You think, my brother, that there can be but two parties at present, for the Government and against the Government. It may be so. I am of no party. It is true I think the present Ministry weak and unprincipled men; but I would not with a safe conscience vote for their removal; I could point out no substitutes. I think very seldom on the subject; but as far as I have thought, I am inclined to consider the aristocrats as the most respectable of our three factions, because they are more decorous. The Opposition and the Democrats are not only vicious, they wear the filthy garments of vice.
He that takes
Deep in his soft credulity the stamp
Design’d by loud declaimers on the part
Of liberty, themselves the slaves of lust,
Incurs derision for his easy faith
And lack of knowledge, and with cause enough:
For when was public virtue to be found
Where private was not? Can he love the whole
Who loves no part? He be a nation’s friend,
Who is, in truth, the friend of no man there?
Can he be strenuous in his country’s cause
Who slights the charities, for whose dear sake
That country, if at all, must be belov’d?
Cowper.[180]
I am prepared to suffer without discontent the consequences of my follies and mistakes; and unable to conceive how that which I am of Good could have been without that which I have been of evil, it is withheld from me to regret anything. I therefore consent to be deemed a Democrat and a Seditionist.
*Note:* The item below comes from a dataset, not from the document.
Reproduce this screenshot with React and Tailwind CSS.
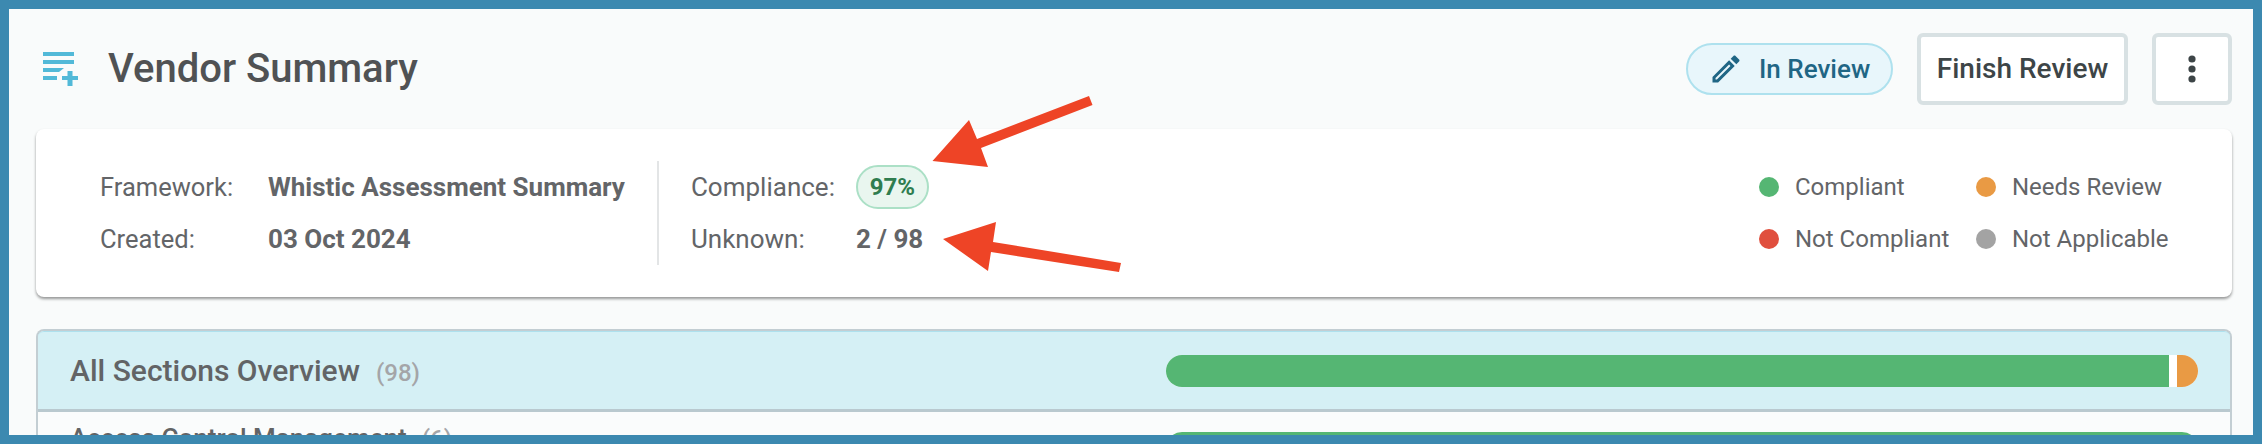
import React from "react";

function ListAddIcon() {
  return (
    <svg width="35" height="34" viewBox="0 0 35 34" className="shrink-0 text-[#52b9d8]" fill="currentColor">
      <rect x="0" y="0" width="31" height="4" />
      <rect x="0" y="8" width="31" height="4" />
      <path d="M0 16h21l-5 4H0z" />
      <rect x="0" y="24" width="14" height="4" />
      <rect x="19" y="24" width="16" height="4" />
      <rect x="24.500" y="19" width="5" height="15" />
    </svg>
  );
}

function PencilIcon() {
  return (
    <svg width="36" height="36" viewBox="0 0 24 24" fill="currentColor" className="shrink-0">
      <path d="M14.06 9.02l.92.92L5.92 19H5v-.92l9.06-9.06M17.66 3c-.25 0-.51.1-.7.29l-1.83 1.83 3.75 3.75 1.83-1.83c.39-.39.39-1.02 0-1.41l-2.34-2.34c-.2-.2-.45-.29-.71-.29zm-3.6 3.19L3 17.25V21h3.75L17.81 9.94l-3.75-3.75z" />
    </svg>
  );
}

function MoreIcon() {
  return (
    <svg width="8" height="28" viewBox="0 0 8 28" fill="currentColor">
      <circle cx="4" cy="4" r="3.600" />
      <circle cx="4" cy="14" r="3.600" />
      <circle cx="4" cy="24" r="3.600" />
    </svg>
  );
}

function LegendItem({ dot, label }) {
  return (
    <div className="flex items-center h-[52px]">
      <span className={`w-5 h-5 rounded-full shrink-0 ${dot}`} />
      <span className="ml-4 whitespace-nowrap">{label}</span>
    </div>
  );
}

export default function App() {
  return (
    <div
      className="relative w-[2262px] h-[444px] overflow-hidden bg-[#3c89b0] p-[9px]"
      style={{ fontFamily: '"Roboto", "Liberation Sans", sans-serif' }}
    >
      <div className="h-full overflow-hidden bg-[#f9fbfb] pt-6 pl-[27px] pr-[21px]">
        <header className="flex items-center h-[72px]">
          <div className="ml-[7px]">
            <ListAddIcon />
          </div>
          <h1 className="ml-[30px] text-[40px] font-medium text-[#505254]">Vendor Summary</h1>
          <div className="ml-auto flex items-center gap-6">
            <div className="flex items-center h-[52px] w-[207px] pl-5 rounded-full border-2 border-[#aee1ee] bg-[#e8f6fb] text-[#1f6685]">
              <PencilIcon />
              <span className="ml-[15px] text-[26px] font-medium">In Review</span>
            </div>
            <button className="h-[72px] w-[211px] rounded-md border-4 border-[#d8e1e3] bg-white text-[28px] font-medium text-[#3d4547]">
              Finish Review
            </button>
            <button className="flex items-center justify-center h-[72px] w-20 rounded-md border-4 border-[#d8e1e3] bg-white text-[#3d4547]">
              <MoreIcon />
            </button>
          </div>
        </header>

        <section className="flex items-center h-[168px] mt-6 pl-16 rounded-lg bg-white text-[#636568] shadow-[0_2px_3px_rgba(0,0,0,0.4)]">
          <div className="grid grid-cols-[168px_auto] auto-rows-[52px] items-center pr-8 border-r-2 border-[#e3e5e6] text-[25.500px]">
            <span>Framework:</span>
            <span className="font-bold text-[26px]">Whistic Assessment Summary</span>
            <span>Created:</span>
            <span className="font-bold text-[26px]">03 Oct 2024</span>
          </div>
          <div className="grid grid-cols-[165px_auto] auto-rows-[52px] items-center pl-[32px] text-[26px]">
            <span>Compliance:</span>
            <span className="flex items-center justify-center w-[73px] h-11 rounded-full border-2 border-[#abe0c6] bg-[#e9f6ef] font-bold text-[24px] text-[#2f7d4f]">
              97%
            </span>
            <span>Unknown:</span>
            <span className="font-bold">2 / 98</span>
          </div>
          <div className="ml-auto mr-[64px] grid grid-cols-[217px_192px] text-[24px]">
            <LegendItem dot="bg-[#55b673]" label="Compliant" />
            <LegendItem dot="bg-[#e99a44]" label="Needs Review" />
            <LegendItem dot="bg-[#e04f3e]" label="Not Compliant" />
            <LegendItem dot="bg-[#a3a3a3]" label="Not Applicable" />
          </div>
        </section>

        <section className="mt-8 rounded-t-lg border-2 border-b-0 border-[#c3ced3] bg-[#fafcfc]">
          <div className="flex items-center h-[81px] pl-8 pr-[32px] bg-[#d5f0f5] border-t border-t-[#aee1ee] border-b-[3px] border-b-[#b9c9cf] rounded-t-md">
            <div className="w-[1096px] flex items-baseline text-[30px] font-medium text-[#626466]">
              All Sections Overview
              <span className="ml-4 text-[24px] text-[#a4a5a8]">(98)</span>
            </div>
            <div className="flex flex-1 h-8 overflow-hidden rounded-full bg-white">
              <div className="w-[1003px] bg-[#55b673]" />
              <div className="w-2 bg-white" />
              <div className="flex-1 bg-[#e99a44]" />
            </div>
          </div>
          <div className="flex items-start h-[60px] pl-8 pr-[32px] pt-[10px]">
            <div className="w-[1096px] flex items-baseline text-[26px] font-medium text-[#626466] leading-8">
              Access Control Management
              <span className="ml-[15px] text-[24px] text-[#a4a5a8]">(6)</span>
            </div>
            <div className="flex-1 h-8 mt-[10px] rounded-full bg-[#55b673]" />
          </div>
        </section>
      </div>

      {/* annotation arrows drawn on top of the screenshot */}
      <svg className="absolute left-0 top-0 pointer-events-none" width="2262" height="444" fill="#ee4426">
        <polygon points="932.500,161 969,120 977,139 1089,96 1092.500,105 981,148 988,167" />
        <polygon points="943,239 996,222 993,242 1121,263 1119,272 991,252 988,271" />
      </svg>
    </div>
  );
}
A man’s character follows him long after he has ceased to deserve it; but I have snapped my squeaking baby-trumpet of sedition, and the fragments lie scattered in the lumber-room of penitence. I wish to be a good man and a Christian, but I am no Whig, no Reformist, no Republican, and because of the multitude of fiery and undisciplined spirits that lie in wait against the public quiet under these titles, because of them I chiefly accuse the present ministers, to whose folly I attribute, in a great measure, their increased and increasing numbers. You think differently, and if I were called upon by you to prove my assertions, although I imagine I could make them appear plausible, yet I should feel the insufficiency of my data. The Ministers may have had in their possession facts which alter the whole state of the argument, and make my syllogisms fall as flat as a baby’s card-house. And feeling this, my brother! I have for some time past withdrawn myself totally from the consideration of immediate causes, which are infinitely complex and uncertain, to muse on fundamental and general causes the “causæ causarum.” I devote myself to such works as encroach not on the anti-social passions—in poetry, to elevate the imagination and set the affections in right tune by the beauty of the inanimate impregnated as with a living soul by the presence of life—in prose to the seeking with patience and a slow, very slow mind, “Quid sumus, et quidnam victuri gignimus,”—what our faculties are and what they are capable of becoming. I love fields and woods and mountains with almost a visionary fondness. And because I have found benevolence and quietness growing within me as that fondness has increased, therefore I should wish to be the means of implanting it in others, and to destroy the bad passions not by combating them but by keeping them in inaction.